__Task objective__: The data must be returned in full and exactly as given.

"""

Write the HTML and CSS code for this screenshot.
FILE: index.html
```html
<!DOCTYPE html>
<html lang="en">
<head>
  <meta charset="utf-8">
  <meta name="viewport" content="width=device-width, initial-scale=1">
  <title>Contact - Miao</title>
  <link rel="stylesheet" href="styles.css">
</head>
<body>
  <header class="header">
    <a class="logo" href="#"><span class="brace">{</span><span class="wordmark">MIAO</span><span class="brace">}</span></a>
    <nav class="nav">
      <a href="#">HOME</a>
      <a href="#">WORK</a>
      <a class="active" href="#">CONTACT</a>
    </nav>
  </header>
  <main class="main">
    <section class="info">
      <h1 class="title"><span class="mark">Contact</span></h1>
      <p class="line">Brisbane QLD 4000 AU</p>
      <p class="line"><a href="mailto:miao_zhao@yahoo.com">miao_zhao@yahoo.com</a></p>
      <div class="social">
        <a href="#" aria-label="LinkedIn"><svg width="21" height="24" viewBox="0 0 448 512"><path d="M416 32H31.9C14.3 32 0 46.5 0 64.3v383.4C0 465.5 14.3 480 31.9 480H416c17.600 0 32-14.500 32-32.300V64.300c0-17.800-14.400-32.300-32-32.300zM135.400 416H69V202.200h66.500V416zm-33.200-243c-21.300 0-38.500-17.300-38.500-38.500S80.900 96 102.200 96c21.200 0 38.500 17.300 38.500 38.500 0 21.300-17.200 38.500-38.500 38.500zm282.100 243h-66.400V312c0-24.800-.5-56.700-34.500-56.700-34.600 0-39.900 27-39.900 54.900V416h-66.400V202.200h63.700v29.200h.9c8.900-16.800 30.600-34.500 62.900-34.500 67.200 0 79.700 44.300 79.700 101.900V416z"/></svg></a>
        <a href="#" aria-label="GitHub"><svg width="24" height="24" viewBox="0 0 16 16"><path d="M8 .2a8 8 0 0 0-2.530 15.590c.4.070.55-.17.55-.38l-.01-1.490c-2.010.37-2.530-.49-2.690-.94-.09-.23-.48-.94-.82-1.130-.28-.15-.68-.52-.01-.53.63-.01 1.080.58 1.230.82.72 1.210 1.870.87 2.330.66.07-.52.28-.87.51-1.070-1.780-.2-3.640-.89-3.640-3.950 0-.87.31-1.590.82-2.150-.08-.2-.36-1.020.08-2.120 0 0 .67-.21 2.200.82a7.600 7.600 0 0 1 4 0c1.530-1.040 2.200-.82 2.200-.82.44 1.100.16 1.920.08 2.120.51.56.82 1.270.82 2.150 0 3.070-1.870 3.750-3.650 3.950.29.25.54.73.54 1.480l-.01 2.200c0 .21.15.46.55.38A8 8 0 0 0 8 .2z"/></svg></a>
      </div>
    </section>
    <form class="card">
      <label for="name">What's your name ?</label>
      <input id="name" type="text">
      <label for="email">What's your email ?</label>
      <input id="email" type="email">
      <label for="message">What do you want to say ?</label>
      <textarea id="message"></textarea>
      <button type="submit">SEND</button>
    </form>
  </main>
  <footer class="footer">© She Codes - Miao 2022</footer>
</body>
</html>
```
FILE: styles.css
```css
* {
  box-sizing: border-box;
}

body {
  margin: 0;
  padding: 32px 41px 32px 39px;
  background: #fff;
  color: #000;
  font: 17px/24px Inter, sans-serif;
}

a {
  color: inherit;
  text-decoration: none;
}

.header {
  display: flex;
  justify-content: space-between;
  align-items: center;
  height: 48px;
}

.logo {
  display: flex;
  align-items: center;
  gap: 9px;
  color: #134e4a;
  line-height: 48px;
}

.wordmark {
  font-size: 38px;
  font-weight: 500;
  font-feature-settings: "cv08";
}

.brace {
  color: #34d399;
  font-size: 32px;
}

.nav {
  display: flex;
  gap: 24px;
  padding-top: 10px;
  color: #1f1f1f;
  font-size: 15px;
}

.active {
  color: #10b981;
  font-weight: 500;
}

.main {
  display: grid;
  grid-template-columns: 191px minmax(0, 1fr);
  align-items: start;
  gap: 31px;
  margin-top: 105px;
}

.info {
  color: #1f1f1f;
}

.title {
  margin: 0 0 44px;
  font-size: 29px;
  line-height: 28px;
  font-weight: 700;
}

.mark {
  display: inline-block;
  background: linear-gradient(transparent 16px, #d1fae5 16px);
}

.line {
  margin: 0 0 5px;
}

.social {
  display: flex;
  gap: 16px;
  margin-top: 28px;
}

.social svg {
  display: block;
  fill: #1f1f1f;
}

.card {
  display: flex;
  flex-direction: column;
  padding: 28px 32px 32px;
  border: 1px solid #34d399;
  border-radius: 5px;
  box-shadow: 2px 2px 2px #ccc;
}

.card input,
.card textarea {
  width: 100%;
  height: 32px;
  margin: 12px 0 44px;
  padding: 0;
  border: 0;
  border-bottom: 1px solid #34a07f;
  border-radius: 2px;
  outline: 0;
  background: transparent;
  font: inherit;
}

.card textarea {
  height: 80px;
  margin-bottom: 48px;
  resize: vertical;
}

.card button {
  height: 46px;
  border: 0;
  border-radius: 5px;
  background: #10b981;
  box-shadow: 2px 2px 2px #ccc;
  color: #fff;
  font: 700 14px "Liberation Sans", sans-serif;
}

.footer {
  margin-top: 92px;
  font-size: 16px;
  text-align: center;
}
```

"""

__Response__:
Write the HTML and CSS code for this screenshot.
FILE: index.html
```html
<!DOCTYPE html>
<html lang="en">
<head>
  <meta charset="utf-8">
  <meta name="viewport" content="width=device-width, initial-scale=1">
  <title>Contact - Miao</title>
  <link rel="stylesheet" href="styles.css">
</head>
<body>
  <header class="header">
    <a class="logo" href="#"><span class="brace">{</span><span class="wordmark">MIAO</span><span class="brace">}</span></a>
    <nav class="nav">
      <a href="#">HOME</a>
      <a href="#">WORK</a>
      <a class="active" href="#">CONTACT</a>
    </nav>
  </header>
  <main class="main">
    <section class="info">
      <h1 class="title"><span class="mark">Contact</span></h1>
      <p class="line">Brisbane QLD 4000 AU</p>
      <p class="line"><a href="mailto:miao_zhao@yahoo.com">miao_zhao@yahoo.com</a></p>
      <div class="social">
        <a href="#" aria-label="LinkedIn"><svg width="21" height="24" viewBox="0 0 448 512"><path d="M416 32H31.9C14.3 32 0 46.5 0 64.3v383.4C0 465.5 14.3 480 31.9 480H416c17.600 0 32-14.500 32-32.300V64.300c0-17.800-14.400-32.300-32-32.300zM135.400 416H69V202.200h66.500V416zm-33.200-243c-21.300 0-38.500-17.300-38.500-38.500S80.900 96 102.200 96c21.200 0 38.500 17.300 38.500 38.500 0 21.300-17.200 38.500-38.500 38.500zm282.100 243h-66.400V312c0-24.800-.5-56.700-34.500-56.700-34.600 0-39.900 27-39.900 54.900V416h-66.400V202.200h63.700v29.200h.9c8.900-16.800 30.600-34.500 62.900-34.500 67.200 0 79.700 44.300 79.700 101.900V416z"/></svg></a>
        <a href="#" aria-label="GitHub"><svg width="24" height="24" viewBox="0 0 16 16"><path d="M8 .2a8 8 0 0 0-2.530 15.590c.4.070.55-.17.55-.38l-.01-1.490c-2.010.37-2.530-.49-2.690-.94-.09-.23-.48-.94-.82-1.130-.28-.15-.68-.52-.01-.53.63-.01 1.080.58 1.230.82.72 1.210 1.870.87 2.330.66.07-.52.28-.87.51-1.070-1.780-.2-3.640-.89-3.640-3.950 0-.87.31-1.590.82-2.150-.08-.2-.36-1.020.08-2.120 0 0 .67-.21 2.200.82a7.600 7.600 0 0 1 4 0c1.530-1.040 2.200-.82 2.200-.82.44 1.100.16 1.920.08 2.120.51.56.82 1.270.82 2.150 0 3.070-1.870 3.750-3.650 3.950.29.25.54.73.54 1.480l-.01 2.200c0 .21.15.46.55.38A8 8 0 0 0 8 .2z"/></svg></a>
      </div>
    </section>
    <form class="card">
      <label for="name">What's your name ?</label>
      <input id="name" type="text">
      <label for="email">What's your email ?</label>
      <input id="email" type="email">
      <label for="message">What do you want to say ?</label>
      <textarea id="message"></textarea>
      <button type="submit">SEND</button>
    </form>
  </main>
  <footer class="footer">© She Codes - Miao 2022</footer>
</body>
</html>
```
FILE: styles.css
```css
* {
  box-sizing: border-box;
}

body {
  margin: 0;
  padding: 32px 41px 32px 39px;
  background: #fff;
  color: #000;
  font: 17px/24px Inter, sans-serif;
}

a {
  color: inherit;
  text-decoration: none;
}

.header {
  display: flex;
  justify-content: space-between;
  align-items: center;
  height: 48px;
}

.logo {
  display: flex;
  align-items: center;
  gap: 9px;
  color: #134e4a;
  line-height: 48px;
}

.wordmark {
  font-size: 38px;
  font-weight: 500;
  font-feature-settings: "cv08";
}

.brace {
  color: #34d399;
  font-size: 32px;
}

.nav {
  display: flex;
  gap: 24px;
  padding-top: 10px;
  color: #1f1f1f;
  font-size: 15px;
}

.active {
  color: #10b981;
  font-weight: 500;
}

.main {
  display: grid;
  grid-template-columns: 191px minmax(0, 1fr);
  align-items: start;
  gap: 31px;
  margin-top: 105px;
}

.info {
  color: #1f1f1f;
}

.title {
  margin: 0 0 44px;
  font-size: 29px;
  line-height: 28px;
  font-weight: 700;
}

.mark {
  display: inline-block;
  background: linear-gradient(transparent 16px, #d1fae5 16px);
}

.line {
  margin: 0 0 5px;
}

.social {
  display: flex;
  gap: 16px;
  margin-top: 28px;
}

.social svg {
  display: block;
  fill: #1f1f1f;
}

.card {
  display: flex;
  flex-direction: column;
  padding: 28px 32px 32px;
  border: 1px solid #34d399;
  border-radius: 5px;
  box-shadow: 2px 2px 2px #ccc;
}

.card input,
.card textarea {
  width: 100%;
  height: 32px;
  margin: 12px 0 44px;
  padding: 0;
  border: 0;
  border-bottom: 1px solid #34a07f;
  border-radius: 2px;
  outline: 0;
  background: transparent;
  font: inherit;
}

.card textarea {
  height: 80px;
  margin-bottom: 48px;
  resize: vertical;
}

.card button {
  height: 46px;
  border: 0;
  border-radius: 5px;
  background: #10b981;
  box-shadow: 2px 2px 2px #ccc;
  color: #fff;
  font: 700 14px "Liberation Sans", sans-serif;
}

.footer {
  margin-top: 92px;
  font-size: 16px;
  text-align: center;
}
```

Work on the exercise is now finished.